Bakari Soumaoro carried his sick friend all the way to the hospital on his back, not realising that the man’s fever and chills were caused by one of the deadliest diseases on earth. A week after his friend died, Mr Soumaoro fell ill.

Hospital officials soon determined that both men had contracted Ebola, a disease causing severe bleeding that had never before struck this corner of West Africa. The outbreak has killed more than 90 people in Guinea and has spread to Liberia, Sierra Leone and Gambia. On Friday, it was suspected to have spread to another country, Mali.

Mr Soumaoro, a driver for aid group Plan International in Guinea, died soon after symptoms appeared. Everyone who visited him at the hospital was placed in an isolation ward.

“Fortunately after the waiting period we all tested negative, thanks be to God,” said Mamady Drame, the local director for Plan International in Macenta, 445 miles southeast of the capital, Conakry.

Ebola – a viral haemorrhagic fever – is so virulent that those who do test positive can only wait to die in a ward where they are treated by medical personnel in protective suits. The Zaire strain detected in Guinea kills up to 90 per cent of its victims. With no cure, all that can be done is to make patients as comfortable as possible as their organs begin to fail.

Guinea is among the poorest nations in the world, and lacks healthcare facilities outside Conakry. Those who have been exposed to Ebola in southern Guinea are kept in one ward. If their symptoms are confirmed as Ebola, they are moved to a second pavilion to await death.

The situation is similar in neighbouring Liberia, where health officials say the deaths of two sisters have been confirmed as Ebola. One left behind a baby and a husband who are now in isolation.

The cases have been dramatic. One man dropped dead 30 minutes after he arrived at a hospital in Liberia. Another person was taken to a church for a prayer of divine intervention. She died on Wednesday. “We need to fight to contain it,” said Liberia’s Health Minister, Walter Gwenegale.
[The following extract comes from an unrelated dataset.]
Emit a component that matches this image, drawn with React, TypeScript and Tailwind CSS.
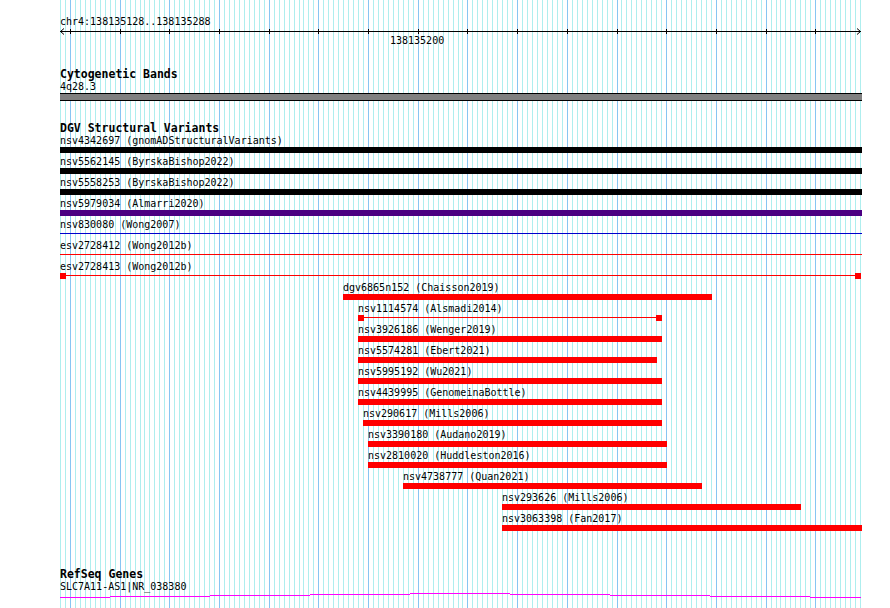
import React from 'react';

const VIEW_LEFT = 60;
const PX_PER_BP = 800 / 161;

// one vertical line per base, a darker one every 10 bp
const gridLines = Array.from({ length: 162 }, (_, k) => ({
  x: VIEW_LEFT + Math.round(k * PX_PER_BP),
  major: k % 10 === 2,
}));

type Feature = {
  name: string;
  source: string;
  start: number;
  end: number;
  color: string;
  style: 'bar' | 'line' | 'ends';
};

const variants: Feature[] = [
  { name: 'nsv4342697', source: 'gnomADStructuralVariants', start: 60, end: 862, color: '#000000', style: 'bar' },
  { name: 'nsv5562145', source: 'ByrskaBishop2022', start: 60, end: 862, color: '#000000', style: 'bar' },
  { name: 'nsv5558253', source: 'ByrskaBishop2022', start: 60, end: 862, color: '#000000', style: 'bar' },
  { name: 'nsv5979034', source: 'Almarri2020', start: 60, end: 862, color: '#4b0082', style: 'bar' },
  { name: 'nsv830080', source: 'Wong2007', start: 60, end: 862, color: '#0000cd', style: 'line' },
  { name: 'esv2728412', source: 'Wong2012b', start: 60, end: 862, color: '#ff0000', style: 'line' },
  { name: 'esv2728413', source: 'Wong2012b', start: 60, end: 861, color: '#ff0000', style: 'ends' },
  { name: 'dgv6865n152', source: 'Chaisson2019', start: 343, end: 712, color: '#ff0000', style: 'bar' },
  { name: 'nsv1114574', source: 'Alsmadi2014', start: 358, end: 662, color: '#ff0000', style: 'ends' },
  { name: 'nsv3926186', source: 'Wenger2019', start: 358, end: 662, color: '#ff0000', style: 'bar' },
  { name: 'nsv5574281', source: 'Ebert2021', start: 358, end: 657, color: '#ff0000', style: 'bar' },
  { name: 'nsv5995192', source: 'Wu2021', start: 358, end: 662, color: '#ff0000', style: 'bar' },
  { name: 'nsv4439995', source: 'GenomeinaBottle', start: 358, end: 662, color: '#ff0000', style: 'bar' },
  { name: 'nsv290617', source: 'Mills2006', start: 363, end: 662, color: '#ff0000', style: 'bar' },
  { name: 'nsv3390180', source: 'Audano2019', start: 368, end: 667, color: '#ff0000', style: 'bar' },
  { name: 'nsv2810020', source: 'Huddleston2016', start: 368, end: 667, color: '#ff0000', style: 'bar' },
  { name: 'nsv4738777', source: 'Quan2021', start: 403, end: 702, color: '#ff0000', style: 'bar' },
  { name: 'nsv293626', source: 'Mills2006', start: 502, end: 801, color: '#ff0000', style: 'bar' },
  { name: 'nsv3063398', source: 'Fan2017', start: 502, end: 862, color: '#ff0000', style: 'bar' },
];

// RefSeq intron line, drawn as the browser draws it: flat steps
const geneSteps: [number, number, number][] = [
  [60, 110, 5], [110, 210, 4], [210, 310, 3], [310, 410, 2], [410, 510, 1],
  [510, 610, 2], [610, 710, 3], [710, 810, 4], [810, 861, 5],
];

function Glyph({ f }: { f: Feature }) {
  const box = { marginLeft: f.start, width: f.end - f.start };
  if (f.style === 'bar') {
    return <div className="h-[6px]" style={{ ...box, backgroundColor: f.color }} />;
  }
  if (f.style === 'line') {
    return (
      <div className="h-[6px] pt-[2px]" style={box}>
        <div className="h-px" style={{ backgroundColor: f.color }} />
      </div>
    );
  }
  return (
    <div className="flex h-[6px]" style={box}>
      <div className="w-[6px] h-[6px]" style={{ backgroundColor: f.color }} />
      <div className="flex-1 h-px mt-[2px]" style={{ backgroundColor: f.color }} />
      <div className="w-[6px] h-[6px]" style={{ backgroundColor: f.color }} />
    </div>
  );
}

function TrackTitle({ children, className = '' }: { children: React.ReactNode; className?: string }) {
  return <h2 className={`pl-[60px] font-bold text-[11.5px] leading-[12px] ${className}`}>{children}</h2>;
}

export default function App() {
  return (
    <div className="relative w-[890px] h-[608px] overflow-hidden bg-white text-black font-['DejaVu_Sans_Mono',monospace] text-[10px] leading-[11px]">
      {/* base grid */}
      <svg className="absolute inset-0" width={890} height={608} shapeRendering="crispEdges">
        {gridLines.map((g) => (
          <line
            key={g.x}
            x1={g.x + 0.5}
            x2={g.x + 0.5}
            y1={0}
            y2={608}
            stroke={g.major ? '#87c6f2' : '#aeeeee'}
            strokeWidth={1}
          />
        ))}
      </svg>

      <div className="relative whitespace-nowrap">
        {/* ruler */}
        <div className="pt-[16px] pl-[60px]">chr4:138135128..138135288</div>
        <svg className="block" width={890} height={8}>
          <line x1={60} x2={861} y1={4.5} y2={4.5} stroke="#000" strokeWidth={1} shapeRendering="crispEdges" />
          {gridLines.filter((g) => g.major).map((g) => (
            <line key={g.x} x1={g.x + 0.5} x2={g.x + 0.5} y1={2} y2={7} stroke="#000" shapeRendering="crispEdges" />
          ))}
          <polyline points="64,1.5 60.5,4.5 64,7.5" fill="none" stroke="#000" strokeWidth={1} />
          <polyline points="857,1.5 860.5,4.5 857,7.5" fill="none" stroke="#000" strokeWidth={1} />
        </svg>
        <div className="pl-[390px]">138135200</div>

        {/* cytogenetic bands */}
        <TrackTitle className="mt-[22px]">Cytogenetic Bands</TrackTitle>
        <div className="mt-[1px] pl-[60px]">4q28.3</div>
        <div className="mt-[1px] ml-[60px] w-[802px] h-[8px] border-y border-black bg-[#808080]" />

        {/* DGV */}
        <TrackTitle className="mt-[21px]">DGV Structural Variants</TrackTitle>
        <div className="mt-[1px]">
          {variants.map((f) => (
            <div key={f.name} className="h-[21px]">
              <div style={{ paddingLeft: f.start }}>
                {f.name} ({f.source})
              </div>
              <div className="mt-[1px]">
                <Glyph f={f} />
              </div>
            </div>
          ))}
        </div>

        {/* RefSeq */}
        <TrackTitle className="mt-[34px]">RefSeq Genes</TrackTitle>
        <div className="mt-[1px] pl-[60px]">SLC7A11-AS1|NR_038380</div>
        <svg className="block" width={890} height={8} shapeRendering="crispEdges">
          {geneSteps.map(([x1, x2, y]) => (
            <line key={x1} x1={x1} x2={x2} y1={y + 0.5} y2={y + 0.5} stroke="#ff00ff" strokeWidth={1} />
          ))}
        </svg>
      </div>
    </div>
  );
}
Late on Thursday, Malian state media said three people were in quarantine and samples sent to the US for testing.

Fear has spread. Passengers in Guinea fled a bus after an elderly man vomited. In next-door Liberia, a market emptied when people falsely believed they could catch Ebola from breathing the same air as victims. In Liberia’s capital, Monrovia, cashiers at a grocery store wore rubber gloves.

In southern Guinea on Sunday, church pews will again be empty. People, fearful of shaking hands, instead make the sign of the cross. “Here it’s like time has stopped. Every day is potentially dangerous for us. And it’s only God who can save us from this disease,” said Lalla Balde, who lives in Macenta. “We don’t know what sin we have committed so that the Ebola fever has befallen us,” said another resident, Cece Lohalamou.

France, which maintains close links with its former colonies in West Africa, has told its doctors to be alert for the virus spreading to Europe. The Social Affairs Minister, Marisol Touraine, said: “The situation demands vigilance.”

The disease, which has killed 1,500 since it was first recorded in 1976 in what is now Democratic Republic of Congo, causes vomiting, diarrhoea and bleeding.